MOSCOW (Reuters) - Russia has confirmed its first polio case in 13 years in an infant visiting from Tajikistan, but there is no immediate threat of a wider outbreak, the country’s main public health body said Friday.
The 9-month-old girl was diagnosed with the disease after arriving in the Siberian region of Irkutsk from the Central Asian state, where at least 12 people have died from a polio outbreak, said Rospotrebnadzor spokeswoman Lyubov Voropayeva.
“All the necessary epidemiological measures have been taken. There is not currently any threat the disease will spread,” Voropayeva said.
Tests in a Moscow hospital found that a second girl from Tajikistan, also 9 months old, was carrying the polio virus but had not developed the disease, Voropayeva said. The last case of polio was confirmed in Russia in 1997.
Polio, which spreads in areas with poor sanitation, attacks the nervous system and can cause irreversible paralysis within hours of infection. Children under the age of 3 are most vulnerable.
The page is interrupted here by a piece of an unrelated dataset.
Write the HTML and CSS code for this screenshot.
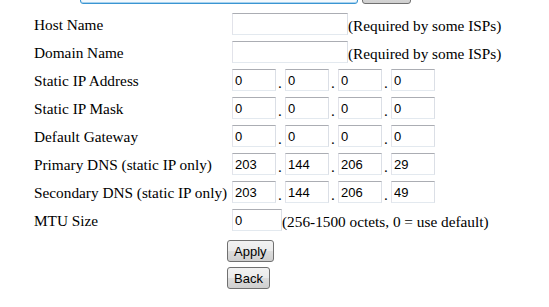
FILE: index.html
```html
<!DOCTYPE html>
<html lang="en">
<head>
    <meta charset="UTF-8">
    <title>WAN Setup</title>
    <link rel="stylesheet" href="styles.css">
</head>
<body>
    <div class="page">
        <!-- tail end of the section above, scrolled mostly out of view -->
        <div class="topbar">
            <div class="focus-field"></div>
            <button class="btn top-btn" type="button"></button>
        </div>

        <div class="form">
            <div class="row">
                <div class="label">Host Name</div>
                <div class="field"><input class="box wide" type="text"><span class="hint">(Required by some ISPs)</span></div>
            </div>
            <div class="row">
                <div class="label">Domain Name</div>
                <div class="field"><input class="box wide" type="text"><span class="hint">(Required by some ISPs)</span></div>
            </div>
            <div class="row">
                <div class="label">Static IP Address</div>
                <div class="field">
                    <input class="box ip" value="0"><span class="dot">.</span><input class="box ip" value="0"><span class="dot">.</span><input class="box ip" value="0"><span class="dot">.</span><input class="box ip" value="0">
                </div>
            </div>
            <div class="row">
                <div class="label">Static IP Mask</div>
                <div class="field">
                    <input class="box ip" value="0"><span class="dot">.</span><input class="box ip" value="0"><span class="dot">.</span><input class="box ip" value="0"><span class="dot">.</span><input class="box ip" value="0">
                </div>
            </div>
            <div class="row">
                <div class="label">Default Gateway</div>
                <div class="field">
                    <input class="box ip" value="0"><span class="dot">.</span><input class="box ip" value="0"><span class="dot">.</span><input class="box ip" value="0"><span class="dot">.</span><input class="box ip" value="0">
                </div>
            </div>
            <div class="row">
                <div class="label">Primary DNS (static IP only)</div>
                <div class="field">
                    <input class="box ip" value="203"><span class="dot">.</span><input class="box ip" value="144"><span class="dot">.</span><input class="box ip" value="206"><span class="dot">.</span><input class="box ip" value="29">
                </div>
            </div>
            <div class="row">
                <div class="label">Secondary DNS (static IP only)</div>
                <div class="field">
                    <input class="box ip" value="203"><span class="dot">.</span><input class="box ip" value="144"><span class="dot">.</span><input class="box ip" value="206"><span class="dot">.</span><input class="box ip" value="49">
                </div>
            </div>
            <div class="row">
                <div class="label">MTU Size</div>
                <div class="field"><input class="box mtu" value="0"><span class="hint">(256-1500 octets, 0 = use default)</span></div>
            </div>

            <div class="actions">
                <button class="btn" type="button">Apply</button>
                <button class="btn" type="button">Back</button>
            </div>
        </div>
    </div>
</body>
</html>
```

FILE: styles.css
```css
body {
    margin: 0;
    background: #ffffff;
    color: #000000;
    font-family: 'Liberation Serif', 'Times New Roman', serif;
    font-size: 15.3px;
}
.page {
    padding-left: 34px;
}
.topbar {
    display: flex;
    gap: 4px;
    margin-top: -18px;
    margin-left: 46px;
    margin-bottom: 6px;
    height: 22px;
}
.focus-field {
    width: 276px;
    border: 1px solid #3a95d2;
    border-radius: 3px;
    background: #f4f9fd;
    box-shadow: inset 0 -1px 0 #a8d2ee;
}
.top-btn {
    width: 49px;
}
.row {
    display: grid;
    grid-template-columns: 198px auto;
    align-items: center;
    height: 28px;
}
.label {
    line-height: 17px;
}
.field {
    display: flex;
    align-items: flex-end;
}
.box {
    box-sizing: border-box;
    height: 22px;
    margin: 0;
    padding: 0 2px;
    border: 1px solid;
    border-color: #abadb3 #dbdfe6 #e3e9ef #e2e3ea;
    background: #ffffff;
    font-family: 'Liberation Sans', Arial, sans-serif;
    font-size: 13px;
    color: #000000;
    outline: none;
}
.wide {
    width: 116px;
}
.ip {
    width: 44px;
}
.mtu {
    width: 50px;
}
.dot {
    width: 9px;
    padding-left: 2px;
    box-sizing: border-box;
    line-height: 17px;
}
.hint {
    line-height: 19px;
    white-space: nowrap;
}
.actions {
    display: flex;
    flex-direction: column;
    align-items: flex-start;
    gap: 5px;
    margin-top: 6px;
    margin-left: 193px;
}
.btn {
    box-sizing: border-box;
    height: 22px;
    margin: 0;
    padding: 0 6px;
    border: 1px solid #707070;
    border-radius: 3px;
    background: linear-gradient(#f2f2f2 0%, #ebebeb 50%, #dddddd 51%, #cfcfcf 100%);
    font-family: 'Liberation Sans', Arial, sans-serif;
    font-size: 13px;
    color: #000000;
}
```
The disease was practically eliminated as a public health problem in industrialized countries in the 1960s, but remains endemic in seven countries, including India, Nigeria and Pakistan, according to the World Health Organization (WHO).
At least 12 people have died of polio since January in Tajikistan, WHO figures show. “It is a huge outbreak,” WHO spokeswoman Sona Bari told Reuters in Geneva.
She said at least 83 cases of polio had been registered in Tajikistan. Apart from Russia, no other ex-Soviet country has reported infections from the outbreak, she said.
UNICEF, the U.N. children’s fund, Friday said it was starting a second round of polio vaccination in Tajikistan, aiming to reach 1.1 million children under the age of 6 and was planning additional vaccinations in Uzbekistan and Turkmenistan.